Dramatically compelling and historically informed, The Death of a Confederate Colonel takes us into the lives of those left behind during the Civil War. These stories, all with Arkansas settings, are filled with the trauma of the time. They tell of a Confederate woman’s care of and growing affection for a wounded Union soldier, a plantation mistress’s singular love for a sick slave child, and an eight-year-old girl’s fight for survival against frigid cold, injury, starvation, heartbreak, and lawlessness. Here are women holding down the home front with heroism and loyalty, or, sometimes, with weakness and duplicity. Will a young belle remain loyal to her wounded fiance? How long can a caring nurse hold her finger on a severed artery? And how does anyone comprehend the legacy of slavery and the brutality of war? The Death of a Confederate Colonel triumphs in its portrayal of desperate circumstances coated in the patina of the Civil War era, the complexity of ordinary people confronting situations that change them forever.
PAT CARR has a B.A. and M.A. from Rice, a Ph.D. from Tulane, and sixteen published books, including the Iowa Fiction Prize winner, The Women in the Mirror, and the PEN Book Award finalist, If We Must Die. She’s published over a hundred short stories in such places as The Southern Review, Yale Review, and Best American Short Stories. Her latest short story collection, The Death of a Confederate Colonel, a nominee for the Faulkner Award, won the PEN Southwest Fiction Award, the John Estes Cooke Civil War Fiction Award, and was voted one of the top ten books from university presses for 2007 by Foreword Magazine. She’s won numerous other awards, including a Library of Congress Marc IV, an NEH, the Texas Institute of Letters Short Story Award, an Al Smith Literary Fellowship, and a Fondation Ledig-Rowohlt Writing Fellowship in Lausanne, Switzerland. She’s taught creative writing and literature in numerous universities across the South, has conducted writing workshops from Santa Fe to New York, and in August, 2011, taught the Civil War novel at New York’s Chautauqua Institute. Her writing text, Writing Fiction with Pat Carr appeared from High Hill Press in 2010, and her memoir, One Page at a Time: On a Writing Life, also published in 2010 by Texas Tech University Press, was a finalist for both the Willa Cather Award and the PEN Southwest Non-fiction Award. Her novella, The Radiance of Fossils, is scheduled to appear from the Main Street Rag Press in the summer of 2012. She lives and writes on a thirty-six acre farm in Arkansas with her writer husband, Duane Carr, three dogs, a cat, and fifteen black chickens.
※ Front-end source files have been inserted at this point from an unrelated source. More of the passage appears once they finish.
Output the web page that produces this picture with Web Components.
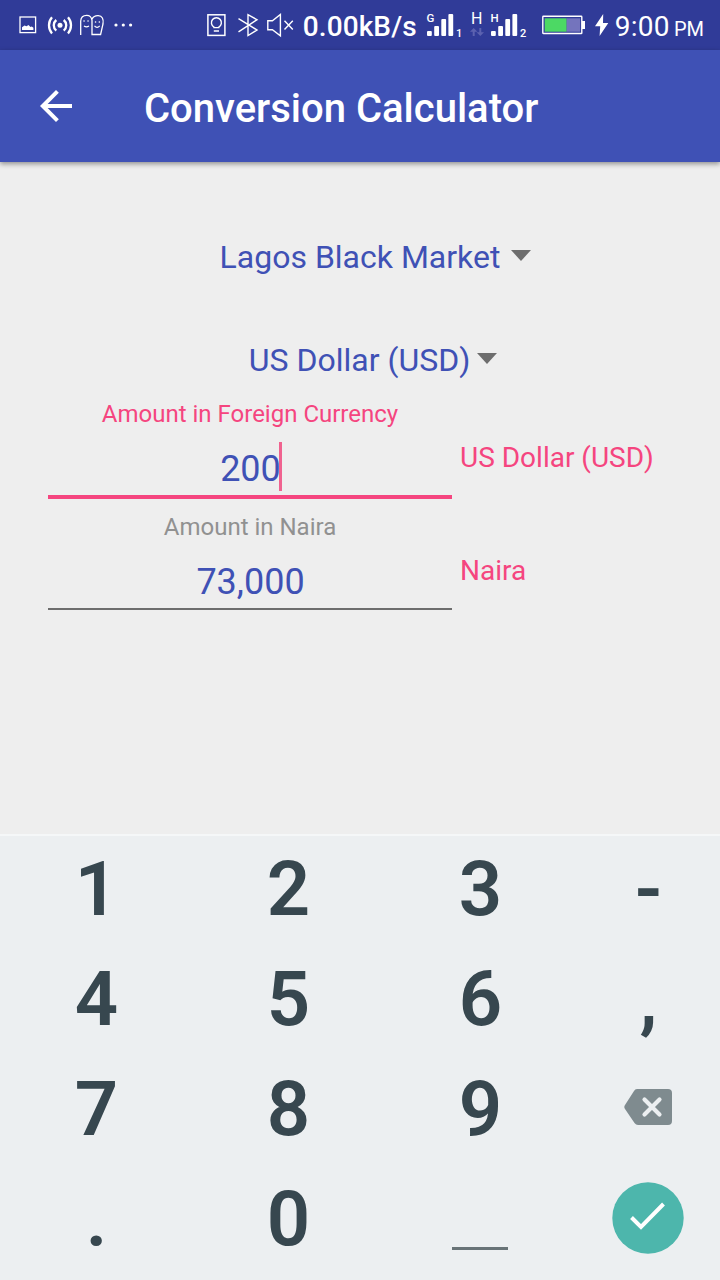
<!DOCTYPE html>
<html lang="en">
<head>
<meta charset="UTF-8">
<title>Conversion Calculator</title>
<style>
  html, body { margin: 0; height: 100%; overflow: hidden; }
  body { font-family: Roboto, "Noto Sans", sans-serif; background: #eeeeee; }
</style>
</head>
<body>
<conversion-app></conversion-app>

<script>
// Small helper: every element gets an open shadow root with its own markup
class BaseElement extends HTMLElement {
  constructor() {
    super();
    this.attachShadow({ mode: 'open' });
  }

  connectedCallback() {
    this.shadowRoot.innerHTML = this.template();
  }
}

// Status bar glyphs, 50px high so they share the bar's vertical coordinates
const STATUS_ICONS = {
  image: [18, `
    <rect x="1" y="17" width="15.6" height="15.6" stroke-width="1.3"/>
    <path d="M3 30v-2.8l2.5-1.8 2 .8 2-1.2 2 2 1.3-.4 1.6 1.1V30z" fill="#fff" stroke="none"/>`],
  hotspot: [24, `
    <circle cx="12" cy="25.3" r="2.5" fill="#fff" stroke="none"/>
    <path d="M8.3 20a6.8 6.8 0 0 0 0 10.6M15.7 20a6.8 6.8 0 0 1 0 10.6M4 17.2c-4 4.5-4 11.7 0 16.2M20 17.2c4 4.5 4 11.7 0 16.2" stroke-width="2.3"/>`],
  faces: [24, `
    <path d="M.7 35V21q.4-5.6 6-5.6 4.6 0 5.3 5v14.1h8.6L23 24q1.2-7.8-4.8-8.3-4.3-.2-6.2 3.4" stroke-width="1.3"/>
    <path d="M4 26q2.4 1.9 5 0M14.5 25.8q2.6 3 5.2 0" stroke-width="1.2"/>
    <path d="M4 21h.1M8 21h.1M15.5 22h.1M19.3 22h.1" stroke-width="1.5" stroke-linecap="round"/>`],
  more: [20, `
    <g fill="#fff" stroke="none"><circle cx="2" cy="25" r="1.6"/><circle cx="9.3" cy="25" r="1.6"/><circle cx="16.6" cy="25" r="1.6"/></g>`],
  bulb: [19, `
    <rect x=".9" y="14.8" width="17" height="20.6" stroke-width="1.5"/>
    <path d="M7 27.6v-.5a5 5 0 1 1 4.8 0v.5zM6.8 31h5.2" stroke-width="1.4"/>`],
  bluetooth: [21, `
    <path d="M.5 18.6 19 30l-9 5.5V14.7l9 5L.5 31.8" stroke-width="1.4"/>`],
  mute: [27, `
    <path d="M.8 20.7h4.6l8-6.3v21.4l-8-6H.8zM17.5 20.7l8.3 8.8M25.8 20.7l-8.3 8.8" stroke-width="1.4"/>`],
  battery: [43, `
    <rect x=".8" y="16.3" width="39" height="17.2" rx=".6" stroke-width="1.4"/>
    <path d="M40 21h3v8h-3z" fill="#fff" stroke="none"/>
    <path d="M2.7 18.3h22v13.4h-22z" fill="#4cd964" stroke="none"/>
    <path d="M24.7 18.3h13.4v13.4H24.7z" fill="#7474bd" stroke="none"/>`],
  bolt: [14, `
    <path d="M8.2 14 0 26.3h5.2L4.6 36 13.3 23H8z" fill="#fff" stroke="none"/>`],
  arrows: [14, `
    <path d="M3.7 36v-6M10.3 28v6" stroke="#5c62b0" stroke-width="2"/>
    <path d="M0 31.8 3.7 28l3.7 3.8zM6.6 32.2l3.7 3.8 3.7-3.8z" fill="#5c62b0" stroke="none"/>
    <text x="1" y="24" font-size="16">H</text>`]
};

class StatusIcon extends BaseElement {
  template() {
    const [width, body] = STATUS_ICONS[this.getAttribute('name')];
    return `
      <style>
        :host { display: block; flex: none; }
        svg { display: block; overflow: visible; }
        text { fill: #fff; stroke: none; }
      </style>
      <svg width="${width}" height="50" fill="none" stroke="#fff">${body}</svg>
    `;
  }
}
customElements.define('status-icon', StatusIcon);

class SignalMeter extends BaseElement {
  template() {
    const network = this.getAttribute('network');
    const sim = this.getAttribute('sim');
    return `
      <style>
        :host { display: block; flex: none; }
        svg { display: block; overflow: visible; }
      </style>
      <svg width="36" height="50" fill="#fff">
        <rect x="0" y="31" width="4.8" height="5" rx="1"/>
        <rect x="7.2" y="26" width="4.8" height="10" rx="1"/>
        <rect x="14.3" y="19" width="4.8" height="17" rx="1"/>
        <rect x="21.4" y="14" width="4.8" height="22" rx="1"/>
        <text x="-.4" y="22" font-size="11.5" font-weight="500">${network}</text>
        <text x="29" y="36.5" font-size="11" font-weight="500">${sim}</text>
      </svg>
    `;
  }
}
customElements.define('signal-meter', SignalMeter);

class StatusBar extends BaseElement {
  template() {
    return `
      <style>
        :host {
          display: flex;
          height: 50px;
          padding: 0 16px 0 19px;
          box-sizing: border-box;
          background: #303b98;
          color: #fff;
          line-height: 50px;
          white-space: nowrap;
        }
        .left, .right { display: flex; }
        .left { gap: 8px; }
        .left status-icon:first-child { margin-right: 3px; }
        .right { margin-left: auto; }
        .speed { width: 115px; margin: 2px 9px 0; font-size: 28px; font-weight: 500; letter-spacing: 0.1px; }
        .time { margin: 2px 0 0 6px; font-size: 28px; letter-spacing: 0.25px; }
        .time small { font-size: 20px; letter-spacing: 0; margin-left: -3px; }
      </style>
      <div class="left">
        <status-icon name="image"></status-icon>
        <status-icon name="hotspot"></status-icon>
        <status-icon name="faces"></status-icon>
        <status-icon name="more" style="margin-left:2px"></status-icon>
      </div>
      <div class="right">
        <status-icon name="bulb"></status-icon>
        <status-icon name="bluetooth" style="margin-left:12px"></status-icon>
        <status-icon name="mute" style="margin-left:8px"></status-icon>
        <div class="speed">0.00kB/s</div>
        <signal-meter network="G" sim="1"></signal-meter>
        <status-icon name="arrows" style="margin:0 7px"></status-icon>
        <signal-meter network="H" sim="2"></signal-meter>
        <status-icon name="battery" style="margin:0 10px 0 15px"></status-icon>
        <status-icon name="bolt"></status-icon>
        <div class="time">9:00 <small>PM</small></div>
      </div>
    `;
  }
}
customElements.define('status-bar', StatusBar);

class AppToolbar extends BaseElement {
  template() {
    return `
      <style>
        :host {
          display: flex;
          align-items: center;
          height: 112px;
          padding-left: 32px;
          box-sizing: border-box;
          background: #3f51b5;
          color: #fff;
          box-shadow: 0 2px 5px rgba(0,0,0,0.4);
        }
        h1 { margin: 6px 0 0 64px; font-size: 40px; font-weight: 500; line-height: 48px; white-space: nowrap; }
      </style>
      <svg width="48" height="48" viewBox="0 0 24 24" fill="#fff">
        <path d="M20 11H7.83l5.59-5.59L12 4l-8 8 8 8 1.41-1.41L7.83 13H20v-2z"/>
      </svg>
      <h1><slot></slot></h1>
    `;
  }
}
customElements.define('app-toolbar', AppToolbar);

class SpinnerSelect extends BaseElement {
  template() {
    return `
      <style>
        :host {
          display: flex;
          justify-content: center;
          align-items: center;
          height: 48px;
          color: #3f51b5;
          font-size: 32px;
          white-space: nowrap;
        }
        i {
          margin: 0 0 3px var(--arrow-gap, 11px);
          border: 10px solid transparent;
          border-top: 11px solid #6d6d6d;
          border-bottom: 0;
        }
      </style>
      <slot></slot><i></i>
    `;
  }
}
customElements.define('spinner-select', SpinnerSelect);

class AmountField extends BaseElement {
  template() {
    const active = this.hasAttribute('active');
    return `
      <style>
        :host { display: flex; height: 113px; }
        .field { width: 404px; text-align: center; }
        .label { height: 32px; font-size: 24px; line-height: 32px; color: #919191; }
        .value {
          display: flex;
          justify-content: center;
          align-items: center;
          height: 49px;
          margin-top: 12px;
          font-size: 36px;
          color: #3f51b5;
          border-bottom: 2px solid #6d6d6d;
          padding-bottom: 4px;
        }
        .unit { margin: 43px 0 0 8px; font-size: 28px; line-height: 34px; color: #f5457f; white-space: nowrap; }
        .value span { padding: 5px 0 0 1px; }
        .caret { width: 3px; height: 49px; margin: 0 -1px 0 -2px; background: #f0628f; }
        :host([active]) .label { color: #f5457f; }
        :host([active]) .value { border-bottom: 4px solid #f5457f; }
      </style>
      <div class="field">
        <div class="label">${this.getAttribute('label')}</div>
        <div class="value"><span>${this.getAttribute('value')}</span>${active ? '<b class="caret"></b>' : ''}</div>
      </div>
      <div class="unit"><slot></slot></div>
    `;
  }
}
customElements.define('amount-field', AmountField);

class NumberPad extends BaseElement {
  template() {
    const keys = ['1', '2', '3', '-', '4', '5', '6', ',', '7', '8', '9', 'delete', '.', '0', 'space', 'done'];
    const icons = {
      delete: `
        <svg width="48" height="36" style="margin-bottom:4px">
          <path d="M13 0h31q4 0 4 4v28q0 4-4 4H14q-2 0-3.5-2L1 20q-1.4-2 0-4l9-14Q11 0 13 0z" fill="#7f8b8f"/>
          <path d="m20.500 10.500 15 15m0-15-15 15" stroke="#eceff1" stroke-width="4.2" stroke-linecap="round"/>
        </svg>`,
      space: '<i></i>',
      done: `
        <svg width="72" height="72" style="margin-bottom:2px">
          <circle cx="36" cy="36" r="35.7" fill="#4db6ac"/>
          <path d="m19.5 35.5 9.5 9.5 22.5-23" fill="none" stroke="#fff" stroke-width="4"/>
        </svg>`
    };
    return `
      <style>
        :host {
          display: grid;
          grid-template-columns: 192px 192px 192px 144px;
          grid-template-rows: repeat(4, 110px);
          height: 446px;
          box-sizing: border-box;
          background: #eceff1;
          border-top: 2px solid #f5f7f8;
        }
        div {
          display: flex;
          justify-content: center;
          align-items: center;
          height: 106px;
          color: #37474f;
          font-size: 76px;
          font-weight: 600;
          line-height: 106px;
        }
        .text { padding-left: 1px; }
        i { width: 56px; height: 3px; margin-top: 59px; background: #687377; }
      </style>
      ${keys.map(key => icons[key] ? `<div>${icons[key]}</div>` : `<div class="text">${key}</div>`).join('')}
    `;
  }
}
customElements.define('number-pad', NumberPad);

class ConversionApp extends BaseElement {
  template() {
    return `
      <style>
        :host { display: flex; flex-direction: column; width: 720px; height: 1280px; background: #eeeeee; }
        main { flex: 1; padding: 71px 48px 0; }
        .currency { margin: 55px 0 14px; --arrow-gap: 7px; }
      </style>
      <status-bar></status-bar>
      <app-toolbar>Conversion Calculator</app-toolbar>
      <main>
        <spinner-select style="margin-left:31px">Lagos Black Market</spinner-select>
        <spinner-select class="currency" style="margin-left:26px">US Dollar (USD)</spinner-select>
        <amount-field active label="Amount in Foreign Currency" value="200">US Dollar (USD)</amount-field>
        <amount-field label="Amount in Naira" value="73,000">Naira</amount-field>
      </main>
      <number-pad></number-pad>
    `;
  }
}
customElements.define('conversion-app', ConversionApp);
</script>
</body>
</html>
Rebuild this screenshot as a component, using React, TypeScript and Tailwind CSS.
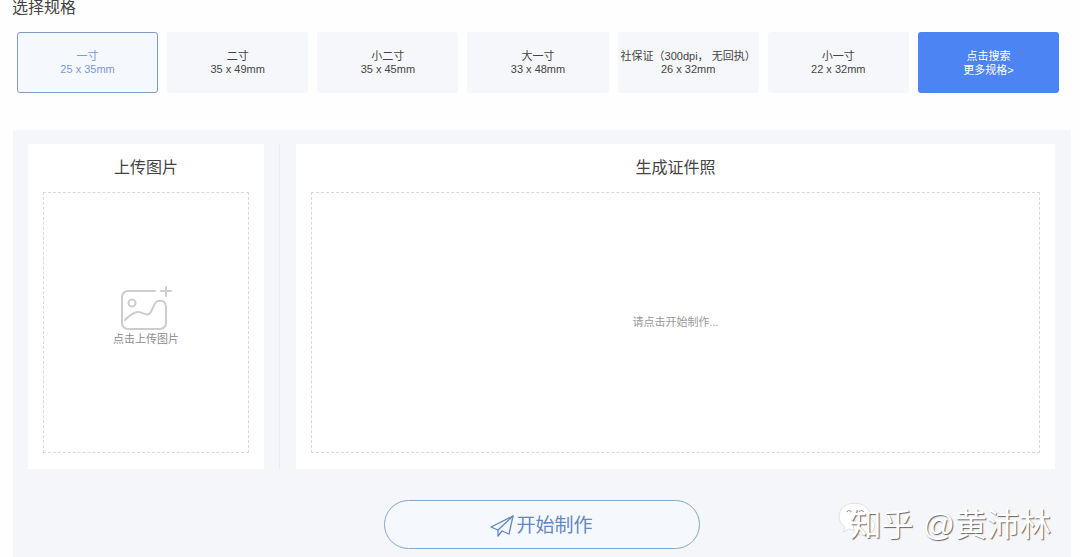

There are so many wonderful books and history-channel programs this year about the Civil War, that it's rather overwhelming to decide what to read/watch, and what to skip. I'm glad I chose to read these short stories about Arkansas during the War. While history does not focus on Arkansas a great deal during the Civil War, our state was forever changed by its devastation. These stories take place primarily in the area in which I live, northwest Arkansas, and they afforded me a glimpse of how women, in particular, dealt with the challenges of the Civil War.